Andrew ‘A.L.’ Johnson saw a need for a safe space for men. Some place where they can come together and talk about mental health, fatherhood, marriage, and find healing without judgement.
As a man who grew up in a single parent household without his father, Johnson realized much later in life how much it affected his life.
“I finally opened up and I started reaching out to some of my friends and learned that all of us really have the same problem. It’s a generational issue where we’re all growing up without our fathers,” Johnson said. “And I wanted to create a space where men can come together and talk through these things and help each other through it.”
He started the online community Elevating Men last December, with a panel of five men who go live on the Elevating Men Facebook Page and talk about the different issues that men may face. The panel, which includes Johnson, Leron Barnes, Loren Jones, Michael Patton and Andrew Boykin, range from 30 to 60 years old and speak to a number of different experiences.
“We’ve got a really good mix of ideas, which brings a lot of depth to the conversations,” Johnson said.
The panel has live discussions every Monday at 7 p.m.
Johnson also brings in guest speakers like Kenneth Cheadle, a life coach and author who shared strategies to overcome personal struggles and adversities.
Another guest speaker, Roy Scott, talked about his brand Healthy Hip Hop, which takes out negative messages in hip hop and rap music while keeping the same beat and rhythms.
Other topics the panel and guest speakers talk about are police brutality, digging deep into Black anger, the value of a man and the importance of unity.
All discussions are posted on the Elevating Men Facebook Page: https://www.facebook.com/elevatingmen.
While many of the conversations Elevating Men have, take place on Facebook Live, Johnson is working on making the group a nonprofit and hopes to continue impacting Kansas City’s community offline.
Earlier this month at Harris Park, Elevating Men hosted their first in-person community event called The Bridge, which connected men and boys in the community through games, activities and fellowship.
“The boys absolutely loved it and through that good time, we were able to also impart some life skills and help them through some of their emotions. It was a really great experience,” Johnson said.
The group also has a partnership with Big Brothers Big Sisters and Johnson encourages men in the online community to become mentors for the program.
According to Big Brothers Big Sisters, there are more than 200 children on list waiting for mentors.

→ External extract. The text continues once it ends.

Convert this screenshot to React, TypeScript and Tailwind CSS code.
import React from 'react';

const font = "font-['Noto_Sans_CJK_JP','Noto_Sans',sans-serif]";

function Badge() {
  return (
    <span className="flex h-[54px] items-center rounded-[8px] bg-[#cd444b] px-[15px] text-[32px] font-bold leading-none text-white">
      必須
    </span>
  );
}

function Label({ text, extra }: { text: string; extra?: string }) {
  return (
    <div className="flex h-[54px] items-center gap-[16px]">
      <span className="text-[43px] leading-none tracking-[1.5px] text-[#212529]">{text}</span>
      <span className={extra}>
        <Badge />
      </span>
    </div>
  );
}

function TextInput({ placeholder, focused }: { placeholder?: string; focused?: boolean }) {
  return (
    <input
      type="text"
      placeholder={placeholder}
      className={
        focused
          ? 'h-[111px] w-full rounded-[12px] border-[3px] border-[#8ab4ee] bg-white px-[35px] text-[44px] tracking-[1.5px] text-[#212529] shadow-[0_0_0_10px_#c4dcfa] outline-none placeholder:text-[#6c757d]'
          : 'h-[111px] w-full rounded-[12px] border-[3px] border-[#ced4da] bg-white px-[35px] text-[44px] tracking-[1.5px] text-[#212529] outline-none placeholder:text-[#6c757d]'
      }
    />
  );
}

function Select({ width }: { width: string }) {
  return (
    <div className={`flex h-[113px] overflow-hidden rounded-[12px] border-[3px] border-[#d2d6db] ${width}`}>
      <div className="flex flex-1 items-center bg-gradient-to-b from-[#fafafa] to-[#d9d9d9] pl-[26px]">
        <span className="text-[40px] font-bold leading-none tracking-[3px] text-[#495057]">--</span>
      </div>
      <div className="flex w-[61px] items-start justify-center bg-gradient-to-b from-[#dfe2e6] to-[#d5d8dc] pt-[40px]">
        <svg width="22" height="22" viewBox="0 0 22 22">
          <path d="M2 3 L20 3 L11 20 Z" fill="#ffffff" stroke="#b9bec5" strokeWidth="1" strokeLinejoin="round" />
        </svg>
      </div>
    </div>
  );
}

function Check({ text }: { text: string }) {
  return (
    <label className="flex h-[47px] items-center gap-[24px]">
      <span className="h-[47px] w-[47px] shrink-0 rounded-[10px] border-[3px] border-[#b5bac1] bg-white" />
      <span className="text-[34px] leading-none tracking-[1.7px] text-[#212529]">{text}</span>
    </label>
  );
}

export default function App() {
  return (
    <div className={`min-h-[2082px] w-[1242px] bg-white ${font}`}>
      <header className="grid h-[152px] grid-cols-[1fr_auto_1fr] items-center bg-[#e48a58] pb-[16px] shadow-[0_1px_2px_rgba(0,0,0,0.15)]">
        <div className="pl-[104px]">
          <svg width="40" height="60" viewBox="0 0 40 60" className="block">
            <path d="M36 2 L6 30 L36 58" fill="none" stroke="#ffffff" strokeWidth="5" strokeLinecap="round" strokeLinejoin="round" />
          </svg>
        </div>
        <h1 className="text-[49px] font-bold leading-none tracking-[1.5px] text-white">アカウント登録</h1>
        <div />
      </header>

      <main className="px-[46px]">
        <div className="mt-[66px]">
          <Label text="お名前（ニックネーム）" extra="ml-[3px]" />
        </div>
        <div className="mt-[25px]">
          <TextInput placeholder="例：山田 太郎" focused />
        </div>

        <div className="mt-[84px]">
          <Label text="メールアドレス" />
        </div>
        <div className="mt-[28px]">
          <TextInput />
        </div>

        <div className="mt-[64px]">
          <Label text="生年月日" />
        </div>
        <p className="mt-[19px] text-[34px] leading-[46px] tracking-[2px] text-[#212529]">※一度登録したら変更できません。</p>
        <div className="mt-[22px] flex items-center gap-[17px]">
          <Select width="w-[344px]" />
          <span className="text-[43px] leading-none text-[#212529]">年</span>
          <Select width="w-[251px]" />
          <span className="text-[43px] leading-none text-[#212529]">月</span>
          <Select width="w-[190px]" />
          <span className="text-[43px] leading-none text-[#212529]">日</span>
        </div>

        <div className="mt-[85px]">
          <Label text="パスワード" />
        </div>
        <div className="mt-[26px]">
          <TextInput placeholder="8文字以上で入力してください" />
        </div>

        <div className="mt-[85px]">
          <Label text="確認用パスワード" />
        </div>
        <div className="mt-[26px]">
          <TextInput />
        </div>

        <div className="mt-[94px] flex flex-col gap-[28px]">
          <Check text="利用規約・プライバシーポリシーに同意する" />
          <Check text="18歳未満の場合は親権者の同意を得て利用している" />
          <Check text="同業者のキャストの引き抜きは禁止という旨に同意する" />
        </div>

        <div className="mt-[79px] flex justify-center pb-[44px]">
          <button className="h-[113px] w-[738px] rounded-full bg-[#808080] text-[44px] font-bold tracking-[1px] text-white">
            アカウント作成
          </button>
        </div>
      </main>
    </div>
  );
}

“Just imagine a kid who may be fatherless and already has that feeling of unwantedness and you’re on that list for months because nobody in the community steps up,” Johnson said. “And then when they do find a mentor, a lot of them don’t look like the children that they’re needing to serve. Then there’s that barrier of trust and culture, so we’re trying to encourage more mentorship in the Black community.”
Johnson said Elevating Men will continue to grow in the upcoming year with the goal of making positive change in the community. He hopes that in the next five years, there will be chapters of Elevating Men in other major cities.